Fair enough point Robin - people might not want to confuse the
repository with the library. At CERN we do combine our repository with
our library holdings but that wasn't necessarily what I was suggesting
others should do.
The point I was trying to make was that if you want to make a repository
that holds 100% of your institution's documents, then you need to do
more than talk.
Ten years of a mandate with publicity by activist librarians has not
filled the CERN repository - it has part-filled it, but hard work by
library and CDS staff has made up the rest. However easy we try to make
it, however much canvassing we do, there are still many papers that do
not get uploaded by the authors (or their secretaries), for whatever
reason. Rather than just ignore them, we try to find them. And we are
also trying to track down our historical papers too so that we have a
complete archive. Of course we continue to talk too!

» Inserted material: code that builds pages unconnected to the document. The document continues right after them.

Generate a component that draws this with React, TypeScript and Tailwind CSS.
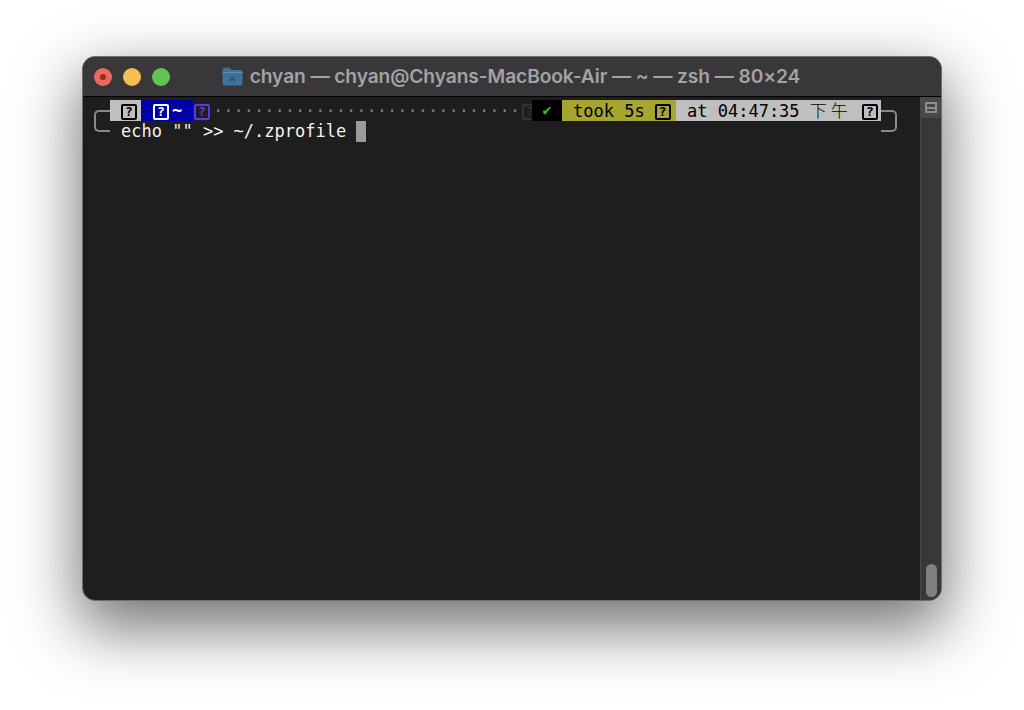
import React from 'react';

const mono = { fontFamily: '"DejaVu Sans Mono", "Noto Sans CJK SC", monospace' };

// the missing-glyph box zsh prints for powerline icons
const Missing = ({ className }: { className: string }) => (
  <span className={`flex items-center justify-center w-[16px] h-[16px] mt-[2px] border-2 rounded-[2px] text-[13px] leading-none font-bold ${className}`}>
    ?
  </span>
);

const App = () => {
  return (
    <div className="w-[1024px] h-[710px] bg-white overflow-hidden pt-[56px] pl-[82px]" style={{ fontFamily: 'Inter, sans-serif' }}>
      <div className="w-[860px] h-[545px] rounded-[13px] border border-[#6e6e70] bg-[#1e1e1e] overflow-hidden flex flex-col shadow-[0_24px_62px_4px_rgba(0,0,0,0.55)]">
        {/* Title bar */}
        <div className="relative h-[40px] shrink-0 bg-[#39373a] border-b border-black flex items-center justify-center">
          <div className="absolute left-[11px] top-[11px] flex gap-[11px]">
            <div className="w-[18px] h-[18px] rounded-full bg-[#ed6a5e] flex items-center justify-center">
              <div className="w-[6px] h-[6px] rounded-full bg-[#a0281f]" />
            </div>
            <div className="w-[18px] h-[18px] rounded-full bg-[#f5bf4f]" />
            <div className="w-[18px] h-[18px] rounded-full bg-[#61c554]" />
          </div>
          <div className="flex items-center gap-[7px] mr-[2px]">
            <svg width="21" height="19" viewBox="0 0 21 19">
              <path d="M0.5 2.5a2 2 0 0 1 2-2h5l2 2.5h9a2 2 0 0 1 2 2v11.5a2 2 0 0 1-2 2h-16a2 2 0 0 1-2-2z" fill="#3f7199" />
              <path d="M0.5 5h20v1h-20z" fill="#5a8cb4" />
              <path d="M7.5 12l3-3 3 3v3h-2v-2h-2v2h-2z" fill="#2f5a80" />
            </svg>
            <span className="text-[19.2px] font-semibold text-[#a3a2a4] tracking-[-0.1px] whitespace-nowrap">
              chyan — chyan@Chyans-MacBook-Air — ~ — zsh — 80×24
            </span>
          </div>
        </div>

        <div className="flex-1 flex min-h-0">
          {/* Terminal */}
          <div className="relative flex-1 pt-[3px] pl-[27px] text-[17px] leading-[21px] text-[#f2f2f2]" style={mono}>
            <div className="absolute left-[11px] top-[13px] w-[16px] h-[22px] border-2 border-r-0 border-[#8a8a8a] rounded-l-[5px]" />
            <div className="absolute left-[798px] top-[13px] w-[16px] h-[22px] border-2 border-l-0 border-[#8a8a8a] rounded-r-[5px]" />

            <div className="flex items-center h-[21px] w-[771px]">
              <div className="w-[31px] h-[21px] bg-[#bfbfbf] flex items-center justify-end pr-[4px]">
                <Missing className="border-black text-black" />
              </div>
              <div className="w-[52px] h-[21px] bg-[#0000a8] flex items-center pl-[12px] gap-[3px] font-bold text-white">
                <Missing className="border-white text-white" />
                <span>~</span>
              </div>
              <div className="ml-[1px]">
                <Missing className="border-[#5b39e6] text-[#5b39e6]" />
              </div>
              <div className="flex-1 min-w-0 overflow-hidden whitespace-nowrap text-[#7d7d7d] ml-[3px] mr-[2px] mt-[1px]">
                ······························
              </div>
              <div className="relative w-[40px] h-[21px] flex items-center">
                <Missing className="border-[#333] text-[#333]" />
                <div className="absolute right-0 top-0 w-[30px] h-[21px] bg-black flex items-center justify-center text-[#3fb53c] text-[15px] font-bold">
                  ✔
                </div>
              </div>
              <div className="w-[114px] h-[21px] bg-[#a5a52f] flex items-center pl-[11px] text-black">
                <span className="whitespace-pre mt-[1px]">took 5s</span>
                <span className="ml-[10px]"><Missing className="border-black text-black" /></span>
              </div>
              <div className="w-[205px] h-[21px] bg-[#bfbfbf] flex items-center pl-[11px] text-black">
                <span className="whitespace-pre mt-[1px]">at 04:47:35 <span className="font-light tracking-[4px]">下午</span></span>
                <span className="ml-auto mr-[3px]"><Missing className="border-black text-black" /></span>
              </div>
            </div>

            <div className="flex items-center h-[21px] pl-[11px]">
              <span className="whitespace-pre">echo "" {'>>'} ~/.zprofile </span>
              <span className="w-[10px] h-[21px] bg-[#9b9b9b]" />
            </div>
          </div>

          {/* Scrollbar */}
          <div className="w-[21px] shrink-0 bg-[#39373a] border-l border-[#4a484b] flex flex-col">
            <div className="h-[21px] bg-[#4a484c] flex items-center justify-center">
              <div className="w-[12px] h-[11px] border-2 border-[#8c8b8e] flex items-center">
                <div className="w-full h-[2px] bg-[#8c8b8e]" />
              </div>
            </div>
            <div className="flex-1" />
            <div className="w-[11px] h-[33px] bg-[#808080] rounded-full ml-[5px] mb-[3px]" />
          </div>
        </div>
      </div>
    </div>
  );
};

export default App;
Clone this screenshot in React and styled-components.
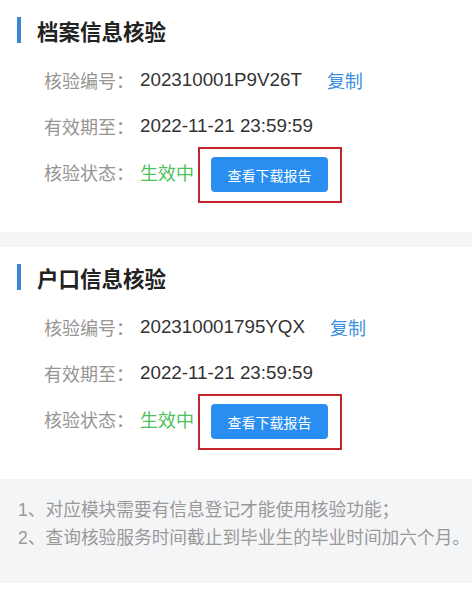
import React from 'react';
import styled, { createGlobalStyle } from 'styled-components';

const GlobalStyle = createGlobalStyle`
    body {
        margin: 0;
        background: #ffffff;
        font-family: "Liberation Sans", "Noto Sans CJK SC", sans-serif;
    }
`

const Page = styled.div`
    width: 472px;
    background: #f4f5f7;
    display: flex;
    flex-direction: column;
    gap: 15px;
    padding-bottom: 7px;
    background-clip: content-box;
`

const Card = styled.section`
    background: #ffffff;
    padding: 16px 0 37px 17px;
`

const Title = styled.h3`
    margin: 0 0 13px 0;
    height: 28px;
    display: flex;
    align-items: center;
    gap: 16px;
    font-size: 21.5px;
    font-weight: bold;
    color: #222222;
    &::before {
        content: "";
        width: 4px;
        height: 26px;
        background: #3a87d6;
    }
`

const Row = styled.div`
    height: 46px;
    display: flex;
    align-items: center;
    padding-left: 27px;
    font-size: 18px;
`

const Label = styled.span`
    color: #959595;
    width: 96px;
`

const Value = styled.span`
    color: ${props => props.green ? '#4fbf5e' : '#333333'};
    font-size: ${props => props.green ? '18px' : '18.8px'};
`

const CopyLink = styled.span`
    color: #3d8fe0;
    margin-left: 25px;
`

const Highlight = styled.div`
    margin-left: 4px;
    margin-top: 6px;
    padding: 8px 12px 9px 11px;
    border: 2px solid #c3272b;
`

const ReportButton = styled.button`
    width: 117px;
    height: 35px;
    border: none;
    border-radius: 4px;
    background: #2a8ef0;
    color: #ffffff;
    font-size: 14px;
    font-family: "Liberation Sans", "Noto Sans CJK SC", sans-serif;
`

const Notes = styled.div`
    padding: 2px 0 31px 18px;
    font-size: 17.7px;
    line-height: 28px;
    color: #999999;
    white-space: nowrap;
`

const CheckCard = (props) => {
    return (
        <Card>
            <Title>{props.title}</Title>
            <Row>
                <Label>核验编号：</Label>
                <Value>{props.code}</Value>
                <CopyLink>复制</CopyLink>
            </Row>
            <Row>
                <Label>有效期至：</Label>
                <Value>2022-11-21 23:59:59</Value>
            </Row>
            <Row>
                <Label>核验状态：</Label>
                <Value green>生效中</Value>
                <Highlight>
                    <ReportButton>查看下载报告</ReportButton>
                </Highlight>
            </Row>
        </Card>
    )
}

const App = () => {
    return (
        <>
            <GlobalStyle />
            <Page>
                <CheckCard title="档案信息核验" code="202310001P9V26T" />
                <CheckCard title="户口信息核验" code="202310001795YQX" />
                <Notes>
                    <div>1、对应模块需要有信息登记才能使用核验功能；</div>
                    <div>2、查询核验服务时间截止到毕业生的毕业时间加六个月。</div>
                </Notes>
            </Page>
        </>
    )
}

export default App;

I also believe that loading metadata for your own institutional-authored
documents that haven't been submitted is at least a first step towards
chasing the full-text of those documents. Maybe you are suggesting that
the metadata records shouldn't be put into the repository without the
full-text. But surely it is a useful step to chase that metadata and at
least put it somewhere (why not in the repository?) for later use if the
full-text does turn up. If you don't know they exist, how are you going
to find them? Just wait and hope the authors are persuaded/forced to
send them to you? And without knowing what you're missing, you don't
know how well you're doing either..
I know you were referring to the naming debate but we shouldn't let a
name prevent us from doing something useful.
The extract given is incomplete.